アガーテのニコラ・ヒレブラントは伸びのある美声、容姿はまるで天海祐希! エンヒェンはカタリーナ・ルックガーバー。この二人はとてもよかった。カスパールのクリストフ・フィシェッサーもしっかりした声。マックスのマウロ・ペーターは演出のせいなのかちょっと生ぬるい歌い方だが、なかなかの美声。
菅弦楽はウィーン交響楽団、指揮はエンリケ・マッツォーラ。演奏環境の悪い中で健闘していると思うが、それほど大きな感銘は受けなかった。
プロコフィエフ 「賭博者」2024年8月12・17日 ザルツブルク フェルゼンライトシューレ (NHK/BSにて放送)
演出はピーター・セラーズ。ロシア・アヴァンギャルド演劇ふう演出(私は大学時代、ロシア演劇の講座でメイエルホリドの演出についてかなり教えられた!)。これまでこのオペラの映像を2本ほど見たが、どうもしっくりこなかった。今回見て納得。このオペラはこのような演出によってこそ本来の力を持つ。なるほど、プロコフィエフはこのような舞台を想定したのだろう。けばけばしい色彩の舞台の中で、論理的な脈絡を飛躍した不気味で激情的な演技によってストーリーが展開する。

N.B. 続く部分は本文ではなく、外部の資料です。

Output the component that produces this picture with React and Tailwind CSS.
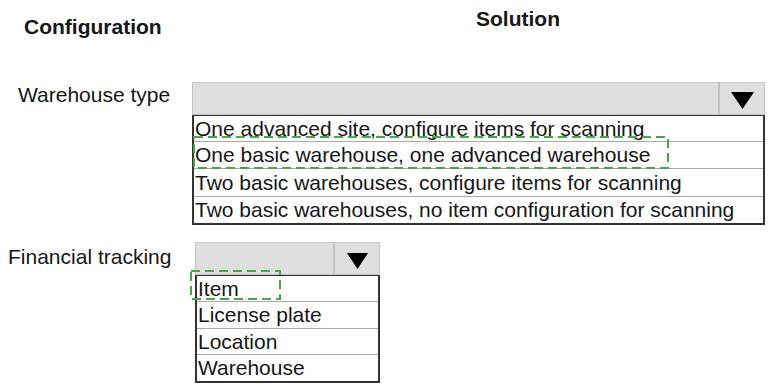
import React from "react";

const Arrow = ({ w, h }) => (
  <svg width={w} height={h} viewBox={`0 0 ${w} ${h}`}>
    <polygon points={`0,0 ${w},0 ${w / 2},${h}`} fill="#000" />
  </svg>
);

const Dash = ({ w, h }) => (
  <svg width={w} height={h} className="absolute pointer-events-none" style={{ overflow: "visible" }}>
    <rect x="1" y="1" width={w - 2} height={h - 2} fill="none" stroke="#45a845" strokeWidth="2" strokeDasharray="9 5" />
  </svg>
);

function Dropdown({ width, headH, divLeft, arrowW, arrowH, rows, rowH, highlight }) {
  return (
    <div className="flex flex-col" style={{ width }}>
      <div className="flex bg-[#dfdfdf] border border-[#c6c6c6]" style={{ height: headH }}>
        <div className="border-r-2 border-[#c2c2c2]" style={{ width: divLeft }} />
        <div className="flex-1 flex items-center justify-center pt-[4px]">
          <Arrow w={arrowW} h={arrowH} />
        </div>
      </div>
      <div className="relative border-2 border-t-[1.5px] border-[#333333] bg-white">
        {rows.map((r, i) => (
          <div
            key={r}
            className={`flex items-center pl-[1px] text-[21px] leading-[24px] text-[#161616] ${i < rows.length - 1 ? "border-b border-[#a9a9a9]" : ""}`}
            style={{ height: rowH[i] }}
          >
            {r}
          </div>
        ))}
        {highlight}
      </div>
    </div>
  );
}

export default function App() {
  return (
    <div className="w-[772px] h-[384px] bg-white overflow-hidden text-[#161616]" style={{ fontFamily: '"Liberation Sans", Arial, sans-serif' }}>
      <div className="flex items-start h-[82px]">
        <div className="w-[476px] pl-[24px] pt-[15px] text-[21px] leading-[24px] font-bold">Configuration</div>
        <div className="pt-[7px] text-[21px] leading-[24px] font-bold">Solution</div>
      </div>

      <div className="flex items-start">
        <div className="w-[192px] pl-[18px] pt-[1px] text-[21px] leading-[23px]">Warehouse type</div>
        <Dropdown
          width={573}
          headH={33}
          divLeft={527}
          arrowW={23}
          arrowH={17}
          rowH={[26, 27, 28, 26]}
          rows={[
            "One advanced site, configure items for scanning",
            "One basic warehouse, one advanced warehouse",
            "Two basic warehouses, configure items for scanning",
            "Two basic warehouses, no item configuration for scanning",
          ]}
          highlight={
            <div className="absolute left-[-1px] top-[20px]">
              <Dash w={476} h={33} />
            </div>
          }
        />
      </div>

      <div className="flex items-start mt-[17px]">
        <div className="w-[195px] pl-[8px] pt-[3px] text-[21px] leading-[23px]">Financial tracking</div>
        <Dropdown
          width={185}
          headH={33}
          divLeft={139}
          arrowW={21}
          arrowH={16}
          rowH={[26, 27, 26, 26]}
          rows={["Item", "License plate", "Location", "Warehouse"]}
          highlight={
            <div className="absolute left-[-7px] top-[-6px]">
              <Dash w={91} h={30} />
            </div>
          }
        />
      </div>
    </div>
  );
}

原作はドストエフスキーだが、結末は少し違う。が、ドストエフスキーの世界を壊していない。男声陣がみんな汗だく。もしかして、エアコンが切れていた? いや、もしかすると、ドストエフスキー的な激情を持ち、ルーレットに取りつかれた登場人物を表現するための手法なのか。
歌手陣は最高度に充実している。アレクセイのショーン・パニカーはこの役にふさわしい熱演。声も美しい。そして、ポリーナのアスミク・グリゴリアンはもはや別格。こんな歌もこんなのものすごく歌えるのか!と改めて驚嘆。ドストエフスキーの登場人物(グルーシェンカやナスターシャ・フィリッポヴナ)にふさわしい女性を演じる。将軍のチェン・ペイシンも堂々たる深い声で賭博に取りつかれた廃人を歌う。おばあさまを歌うのはヴィオレタ・ウルマナ。これまたさすがの歌と演技。
ウィーン・フィルを指揮するのは、ティムール・ザンギエフ。聞いたことのない指揮者だが、プロコフィエフの才能の爆発したようなこの曲を見事にコントロールし、色鮮やかに爆発させるところは本当に見事。